--- What this task involves ---
Omit every picture and return the rest of the data unaltered.

--- Recorded information ---
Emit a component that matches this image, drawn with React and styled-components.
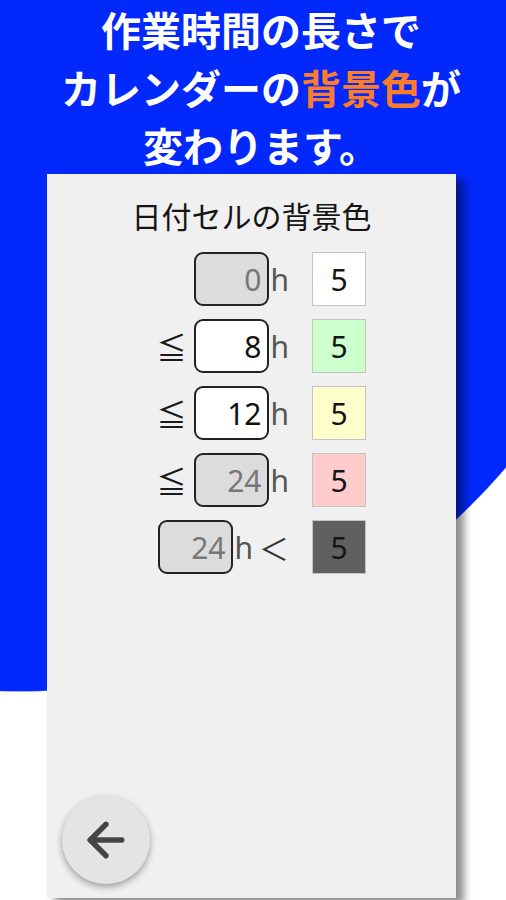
import styled, { createGlobalStyle } from "styled-components";
import { ArrowLeft } from "lucide-react";

/* Data ---------------------------*/
const rows = [
    { sign: "", hours: "0", disabled: true, color: "#ffffff" },
    { sign: "≦", hours: "8", disabled: false, color: "#ccffcc" },
    { sign: "≦", hours: "12", disabled: false, color: "#ffffcc" },
    { sign: "≦", hours: "24", disabled: true, color: "#ffcccc" },
    { sign: "", hours: "24", disabled: true, color: "#606060", over: true },
];

const GlobalStyle = createGlobalStyle`
    html, body {
        margin: 0;
        padding: 0;
        background: #ffffff;
    }
    body {
        font-family: "Noto Sans", "Noto Sans CJK JP", sans-serif;
    }
`;

const App = () => {
    return (
        <>
            <GlobalStyle />
            <Page>
                <Headline>
                    作業時間の長さで
                    <br />
                    カレンダーの<Accent>背景色</Accent>が
                    <br />
                    変わります。
                </Headline>

                <Panel>
                    <Title>日付セルの背景色</Title>

                    <RowList>
                        {rows.map((row, i) => (
                            <Row key={i}>
                                <Limit>
                                    {row.sign && <Sign>{row.sign}</Sign>}
                                    <HourBox $disabled={row.disabled}>
                                        {row.hours}
                                    </HourBox>
                                    <Unit>h</Unit>
                                    {row.over && <Less>＜</Less>}
                                </Limit>
                                <Swatch $bg={row.color}>5</Swatch>
                            </Row>
                        ))}
                    </RowList>

                    <BackButton type="button" aria-label="back">
                        <ArrowLeft size={54} strokeWidth={2.4} color="#454545" />
                    </BackButton>
                </Panel>
            </Page>
        </>
    );
};

export default App;

const Page = styled.div`
    width: 506px;
    height: 900px;
    overflow: hidden;
    background: radial-gradient(
        circle 640px at 20px 52px,
        #0328fb 99.8%,
        #ffffff 100%
    );
`;

const Headline = styled.h1`
    margin: 0;
    height: 174px;
    padding-left: 16px;
    text-align: center;
    font-family: "Noto Sans CJK JP", sans-serif;
    font-size: 40px;
    font-weight: 700;
    line-height: 58px;
    color: #ffffff;
`;

const Accent = styled.span`
    color: #fb7d2b;
`;

const Panel = styled.div`
    margin-left: 47px;
    width: 409px;
    height: 724px;
    background: #f0f0f0;
    box-shadow: 8px 6px 8px rgba(0, 0, 0, 0.45);
    display: flex;
    flex-direction: column;
    box-sizing: border-box;
    padding: 21px 0 14px;
`;

const Title = styled.div`
    text-align: center;
    font-family: "Noto Sans CJK JP", sans-serif;
    font-size: 30px;
    line-height: 40px;
    color: #151515;
    margin-bottom: 17px;
`;

const RowList = styled.div`
    display: flex;
    flex-direction: column;
    gap: 13px;
`;

const Row = styled.div`
    display: grid;
    grid-template-columns: 140px 54px;
    column-gap: 23px;
    padding-left: 102px;
    align-items: center;
`;

const Limit = styled.div`
    display: flex;
    justify-content: flex-end;
    align-items: center;
    font-size: 30px;
`;

const Sign = styled.span`
    font-family: "Noto Sans CJK JP", sans-serif;
    font-size: 30px;
    color: #1a1a1a;
    margin-right: 8px;
`;

const HourBox = styled.div`
    width: 75px;
    height: 54px;
    box-sizing: border-box;
    border: 2px solid #222;
    border-radius: 9px;
    background: ${(p) => (p.$disabled ? "#dcdcdc" : "#ffffff")};
    color: ${(p) => (p.$disabled ? "#777" : "#111")};
    display: flex;
    align-items: center;
    justify-content: flex-end;
    padding-right: 6px;
    font-size: 30px;
`;

const Unit = styled.span`
    color: #555;
    font-size: 30px;
    margin-left: 1px;
`;

const Less = styled.span`
    font-family: "Noto Sans CJK JP", sans-serif;
    color: #333;
    font-size: 30px;
    margin-left: 6px;
`;

const Swatch = styled.div`
    width: 54px;
    height: 54px;
    box-sizing: border-box;
    border: 1px solid #c4c4c4;
    background: ${(p) => p.$bg};
    display: flex;
    align-items: center;
    justify-content: center;
    font-size: 30px;
    color: #151515;
`;

const BackButton = styled.button`
    margin-top: auto;
    margin-left: 15px;
    width: 88px;
    height: 88px;
    border-radius: 50%;
    border: none;
    background: #e4e4e4;
    box-shadow: 0 3px 7px rgba(0, 0, 0, 0.35);
    display: flex;
    align-items: center;
    justify-content: center;
    padding: 0;
    cursor: pointer;
`;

--- Exercise answer ---
Emit a component that matches this image, drawn with React and styled-components.
import styled, { createGlobalStyle } from "styled-components";
import { ArrowLeft } from "lucide-react";

/* Data ---------------------------*/
const rows = [
    { sign: "", hours: "0", disabled: true, color: "#ffffff" },
    { sign: "≦", hours: "8", disabled: false, color: "#ccffcc" },
    { sign: "≦", hours: "12", disabled: false, color: "#ffffcc" },
    { sign: "≦", hours: "24", disabled: true, color: "#ffcccc" },
    { sign: "", hours: "24", disabled: true, color: "#606060", over: true },
];

const GlobalStyle = createGlobalStyle`
    html, body {
        margin: 0;
        padding: 0;
        background: #ffffff;
    }
    body {
        font-family: "Noto Sans", "Noto Sans CJK JP", sans-serif;
    }
`;

const App = () => {
    return (
        <>
            <GlobalStyle />
            <Page>
                <Headline>
                    作業時間の長さで
                    <br />
                    カレンダーの<Accent>背景色</Accent>が
                    <br />
                    変わります。
                </Headline>

                <Panel>
                    <Title>日付セルの背景色</Title>

                    <RowList>
                        {rows.map((row, i) => (
                            <Row key={i}>
                                <Limit>
                                    {row.sign && <Sign>{row.sign}</Sign>}
                                    <HourBox $disabled={row.disabled}>
                                        {row.hours}
                                    </HourBox>
                                    <Unit>h</Unit>
                                    {row.over && <Less>＜</Less>}
                                </Limit>
                                <Swatch $bg={row.color}>5</Swatch>
                            </Row>
                        ))}
                    </RowList>

                    <BackButton type="button" aria-label="back">
                        <ArrowLeft size={54} strokeWidth={2.4} color="#454545" />
                    </BackButton>
                </Panel>
            </Page>
        </>
    );
};

export default App;

const Page = styled.div`
    width: 506px;
    height: 900px;
    overflow: hidden;
    background: radial-gradient(
        circle 640px at 20px 52px,
        #0328fb 99.8%,
        #ffffff 100%
    );
`;

const Headline = styled.h1`
    margin: 0;
    height: 174px;
    padding-left: 16px;
    text-align: center;
    font-family: "Noto Sans CJK JP", sans-serif;
    font-size: 40px;
    font-weight: 700;
    line-height: 58px;
    color: #ffffff;
`;

const Accent = styled.span`
    color: #fb7d2b;
`;

const Panel = styled.div`
    margin-left: 47px;
    width: 409px;
    height: 724px;
    background: #f0f0f0;
    box-shadow: 8px 6px 8px rgba(0, 0, 0, 0.45);
    display: flex;
    flex-direction: column;
    box-sizing: border-box;
    padding: 21px 0 14px;
`;

const Title = styled.div`
    text-align: center;
    font-family: "Noto Sans CJK JP", sans-serif;
    font-size: 30px;
    line-height: 40px;
    color: #151515;
    margin-bottom: 17px;
`;

const RowList = styled.div`
    display: flex;
    flex-direction: column;
    gap: 13px;
`;

const Row = styled.div`
    display: grid;
    grid-template-columns: 140px 54px;
    column-gap: 23px;
    padding-left: 102px;
    align-items: center;
`;

const Limit = styled.div`
    display: flex;
    justify-content: flex-end;
    align-items: center;
    font-size: 30px;
`;

const Sign = styled.span`
    font-family: "Noto Sans CJK JP", sans-serif;
    font-size: 30px;
    color: #1a1a1a;
    margin-right: 8px;
`;

const HourBox = styled.div`
    width: 75px;
    height: 54px;
    box-sizing: border-box;
    border: 2px solid #222;
    border-radius: 9px;
    background: ${(p) => (p.$disabled ? "#dcdcdc" : "#ffffff")};
    color: ${(p) => (p.$disabled ? "#777" : "#111")};
    display: flex;
    align-items: center;
    justify-content: flex-end;
    padding-right: 6px;
    font-size: 30px;
`;

const Unit = styled.span`
    color: #555;
    font-size: 30px;
    margin-left: 1px;
`;

const Less = styled.span`
    font-family: "Noto Sans CJK JP", sans-serif;
    color: #333;
    font-size: 30px;
    margin-left: 6px;
`;

const Swatch = styled.div`
    width: 54px;
    height: 54px;
    box-sizing: border-box;
    border: 1px solid #c4c4c4;
    background: ${(p) => p.$bg};
    display: flex;
    align-items: center;
    justify-content: center;
    font-size: 30px;
    color: #151515;
`;

const BackButton = styled.button`
    margin-top: auto;
    margin-left: 15px;
    width: 88px;
    height: 88px;
    border-radius: 50%;
    border: none;
    background: #e4e4e4;
    box-shadow: 0 3px 7px rgba(0, 0, 0, 0.35);
    display: flex;
    align-items: center;
    justify-content: center;
    padding: 0;
    cursor: pointer;
`;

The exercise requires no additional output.